> Data listing
-- BEGIN --

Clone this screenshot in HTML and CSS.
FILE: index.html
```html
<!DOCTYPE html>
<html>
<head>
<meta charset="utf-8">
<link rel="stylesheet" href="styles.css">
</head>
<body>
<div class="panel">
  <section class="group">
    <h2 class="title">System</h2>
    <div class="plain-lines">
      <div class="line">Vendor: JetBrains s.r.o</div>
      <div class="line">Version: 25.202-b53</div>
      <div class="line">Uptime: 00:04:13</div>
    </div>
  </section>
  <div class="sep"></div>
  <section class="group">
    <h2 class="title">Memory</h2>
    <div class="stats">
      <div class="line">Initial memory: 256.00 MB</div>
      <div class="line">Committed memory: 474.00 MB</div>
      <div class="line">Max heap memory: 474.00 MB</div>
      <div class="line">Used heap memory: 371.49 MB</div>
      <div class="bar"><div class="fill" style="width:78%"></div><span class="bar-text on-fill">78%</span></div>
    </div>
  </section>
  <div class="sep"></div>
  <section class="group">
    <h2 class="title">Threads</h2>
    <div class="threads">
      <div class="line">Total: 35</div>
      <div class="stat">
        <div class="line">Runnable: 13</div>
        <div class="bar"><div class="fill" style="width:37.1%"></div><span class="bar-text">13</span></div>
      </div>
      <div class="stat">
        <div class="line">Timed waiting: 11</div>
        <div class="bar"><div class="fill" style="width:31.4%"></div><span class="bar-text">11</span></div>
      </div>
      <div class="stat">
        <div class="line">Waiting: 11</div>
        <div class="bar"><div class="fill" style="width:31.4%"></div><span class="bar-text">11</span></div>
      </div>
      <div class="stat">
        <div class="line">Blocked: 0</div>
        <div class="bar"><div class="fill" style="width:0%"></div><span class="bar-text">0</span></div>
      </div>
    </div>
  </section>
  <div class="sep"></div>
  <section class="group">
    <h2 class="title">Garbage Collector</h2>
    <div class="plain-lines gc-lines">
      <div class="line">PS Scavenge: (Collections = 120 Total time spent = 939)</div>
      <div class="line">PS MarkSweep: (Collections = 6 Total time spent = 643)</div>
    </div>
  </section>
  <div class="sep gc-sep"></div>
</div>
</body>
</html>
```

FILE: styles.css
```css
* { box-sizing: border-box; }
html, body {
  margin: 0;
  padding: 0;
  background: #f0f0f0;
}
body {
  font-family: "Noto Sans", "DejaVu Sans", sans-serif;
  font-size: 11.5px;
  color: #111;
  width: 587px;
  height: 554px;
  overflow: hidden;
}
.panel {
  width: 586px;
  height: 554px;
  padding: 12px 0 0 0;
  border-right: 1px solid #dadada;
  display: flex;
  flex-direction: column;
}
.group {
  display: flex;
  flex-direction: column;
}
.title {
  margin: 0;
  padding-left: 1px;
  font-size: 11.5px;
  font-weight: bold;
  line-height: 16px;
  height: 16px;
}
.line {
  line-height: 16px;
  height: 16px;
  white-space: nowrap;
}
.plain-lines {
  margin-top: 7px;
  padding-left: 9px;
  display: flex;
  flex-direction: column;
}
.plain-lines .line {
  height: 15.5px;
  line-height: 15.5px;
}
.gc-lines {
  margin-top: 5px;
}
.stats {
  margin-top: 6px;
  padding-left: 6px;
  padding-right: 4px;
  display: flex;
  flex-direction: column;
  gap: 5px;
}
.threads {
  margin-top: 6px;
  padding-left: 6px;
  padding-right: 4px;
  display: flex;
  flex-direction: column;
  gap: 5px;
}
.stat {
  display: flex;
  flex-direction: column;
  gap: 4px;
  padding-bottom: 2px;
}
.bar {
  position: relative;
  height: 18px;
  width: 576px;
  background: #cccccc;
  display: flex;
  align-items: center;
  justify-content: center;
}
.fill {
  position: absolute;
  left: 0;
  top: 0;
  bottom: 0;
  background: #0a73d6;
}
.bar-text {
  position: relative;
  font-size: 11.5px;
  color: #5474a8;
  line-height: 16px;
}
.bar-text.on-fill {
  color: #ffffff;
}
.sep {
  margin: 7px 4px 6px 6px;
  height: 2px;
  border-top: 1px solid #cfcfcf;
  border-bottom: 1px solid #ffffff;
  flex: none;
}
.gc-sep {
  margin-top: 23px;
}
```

-- END --
-- BEGIN --

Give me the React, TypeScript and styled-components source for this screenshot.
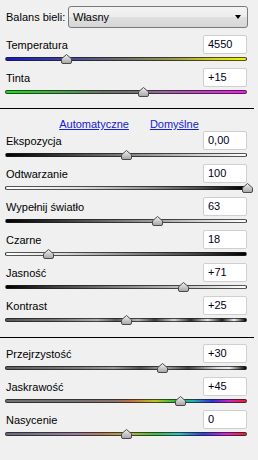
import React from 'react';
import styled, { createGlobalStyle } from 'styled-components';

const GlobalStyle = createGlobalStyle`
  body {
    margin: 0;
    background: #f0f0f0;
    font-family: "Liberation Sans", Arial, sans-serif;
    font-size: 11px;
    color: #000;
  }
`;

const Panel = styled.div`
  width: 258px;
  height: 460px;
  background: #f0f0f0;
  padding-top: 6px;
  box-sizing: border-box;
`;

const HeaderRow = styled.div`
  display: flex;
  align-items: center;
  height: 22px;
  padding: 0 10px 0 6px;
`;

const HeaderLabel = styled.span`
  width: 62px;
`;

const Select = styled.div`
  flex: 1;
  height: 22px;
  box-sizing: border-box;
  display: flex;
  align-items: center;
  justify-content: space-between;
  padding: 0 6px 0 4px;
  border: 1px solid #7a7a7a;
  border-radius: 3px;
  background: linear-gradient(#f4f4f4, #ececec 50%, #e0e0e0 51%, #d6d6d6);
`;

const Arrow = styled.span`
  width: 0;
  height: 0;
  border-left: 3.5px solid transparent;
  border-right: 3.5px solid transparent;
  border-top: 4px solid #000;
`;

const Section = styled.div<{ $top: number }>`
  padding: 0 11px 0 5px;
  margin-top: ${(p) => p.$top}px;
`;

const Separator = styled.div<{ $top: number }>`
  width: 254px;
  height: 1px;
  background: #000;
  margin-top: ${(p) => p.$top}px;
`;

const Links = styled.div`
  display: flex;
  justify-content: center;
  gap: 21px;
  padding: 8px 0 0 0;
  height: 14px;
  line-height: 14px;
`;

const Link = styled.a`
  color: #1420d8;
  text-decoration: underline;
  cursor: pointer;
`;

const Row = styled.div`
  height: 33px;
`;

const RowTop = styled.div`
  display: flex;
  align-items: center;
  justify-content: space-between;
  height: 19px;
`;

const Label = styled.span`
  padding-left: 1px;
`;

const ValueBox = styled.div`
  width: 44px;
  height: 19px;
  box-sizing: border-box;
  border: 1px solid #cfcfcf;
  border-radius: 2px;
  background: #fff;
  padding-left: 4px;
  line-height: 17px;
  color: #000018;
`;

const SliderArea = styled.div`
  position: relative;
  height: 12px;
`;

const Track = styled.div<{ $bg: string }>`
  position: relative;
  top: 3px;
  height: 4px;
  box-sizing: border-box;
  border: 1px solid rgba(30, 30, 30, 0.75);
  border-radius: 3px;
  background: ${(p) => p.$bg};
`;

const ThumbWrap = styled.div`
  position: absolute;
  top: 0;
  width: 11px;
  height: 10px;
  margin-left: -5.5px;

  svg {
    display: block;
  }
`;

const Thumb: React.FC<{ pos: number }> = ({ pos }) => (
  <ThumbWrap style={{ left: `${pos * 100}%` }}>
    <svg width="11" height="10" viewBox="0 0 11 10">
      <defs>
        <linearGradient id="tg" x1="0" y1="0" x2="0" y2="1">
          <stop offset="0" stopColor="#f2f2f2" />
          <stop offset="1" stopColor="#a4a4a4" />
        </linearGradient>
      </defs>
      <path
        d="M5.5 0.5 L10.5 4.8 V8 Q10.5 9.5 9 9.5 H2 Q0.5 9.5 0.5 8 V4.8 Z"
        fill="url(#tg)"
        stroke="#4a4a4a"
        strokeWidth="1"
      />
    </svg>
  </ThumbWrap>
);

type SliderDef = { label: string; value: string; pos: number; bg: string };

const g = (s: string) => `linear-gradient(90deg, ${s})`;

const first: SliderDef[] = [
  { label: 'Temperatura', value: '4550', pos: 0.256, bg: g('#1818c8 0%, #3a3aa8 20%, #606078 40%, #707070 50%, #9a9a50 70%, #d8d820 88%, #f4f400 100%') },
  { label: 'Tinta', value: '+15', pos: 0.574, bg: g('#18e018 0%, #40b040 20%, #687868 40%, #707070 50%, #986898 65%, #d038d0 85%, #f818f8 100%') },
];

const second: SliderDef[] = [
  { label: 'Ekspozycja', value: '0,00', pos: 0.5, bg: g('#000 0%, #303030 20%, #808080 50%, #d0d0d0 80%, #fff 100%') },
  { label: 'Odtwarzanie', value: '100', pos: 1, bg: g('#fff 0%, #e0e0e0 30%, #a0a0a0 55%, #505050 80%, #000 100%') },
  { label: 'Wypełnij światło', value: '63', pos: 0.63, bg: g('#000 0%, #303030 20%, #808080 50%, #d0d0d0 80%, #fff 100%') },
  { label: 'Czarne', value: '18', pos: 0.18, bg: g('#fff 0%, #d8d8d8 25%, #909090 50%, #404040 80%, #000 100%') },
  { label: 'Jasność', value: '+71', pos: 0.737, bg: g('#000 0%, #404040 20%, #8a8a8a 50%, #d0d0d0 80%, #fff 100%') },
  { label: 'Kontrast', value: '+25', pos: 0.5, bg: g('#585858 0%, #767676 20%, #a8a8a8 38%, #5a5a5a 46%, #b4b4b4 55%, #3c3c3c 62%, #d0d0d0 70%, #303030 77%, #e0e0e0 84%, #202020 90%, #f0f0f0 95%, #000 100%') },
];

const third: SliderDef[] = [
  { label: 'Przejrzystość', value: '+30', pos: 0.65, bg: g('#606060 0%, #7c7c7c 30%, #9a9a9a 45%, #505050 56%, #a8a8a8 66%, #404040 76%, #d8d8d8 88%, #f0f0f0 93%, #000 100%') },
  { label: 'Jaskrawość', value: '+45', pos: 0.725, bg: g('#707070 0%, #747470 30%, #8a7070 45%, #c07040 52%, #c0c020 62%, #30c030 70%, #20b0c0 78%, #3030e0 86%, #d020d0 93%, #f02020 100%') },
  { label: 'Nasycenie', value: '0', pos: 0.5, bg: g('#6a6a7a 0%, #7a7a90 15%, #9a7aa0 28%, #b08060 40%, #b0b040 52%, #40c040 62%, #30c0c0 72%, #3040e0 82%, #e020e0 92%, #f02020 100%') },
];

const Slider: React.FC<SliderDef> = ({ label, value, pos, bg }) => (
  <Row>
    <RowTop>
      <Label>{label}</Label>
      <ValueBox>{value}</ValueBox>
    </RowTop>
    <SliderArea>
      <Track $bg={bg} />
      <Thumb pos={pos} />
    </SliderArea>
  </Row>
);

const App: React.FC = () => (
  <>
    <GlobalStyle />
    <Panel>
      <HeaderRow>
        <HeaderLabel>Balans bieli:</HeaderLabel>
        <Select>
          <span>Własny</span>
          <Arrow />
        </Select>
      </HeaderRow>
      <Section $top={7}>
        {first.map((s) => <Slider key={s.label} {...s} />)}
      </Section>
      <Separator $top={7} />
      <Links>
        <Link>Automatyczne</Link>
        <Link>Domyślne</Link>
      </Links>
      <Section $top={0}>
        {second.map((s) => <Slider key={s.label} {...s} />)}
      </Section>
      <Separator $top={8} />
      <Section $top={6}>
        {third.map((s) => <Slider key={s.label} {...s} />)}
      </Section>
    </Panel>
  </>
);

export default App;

-- END --

Only a number is wanted here: how many lines in the data above include the string "this"?

2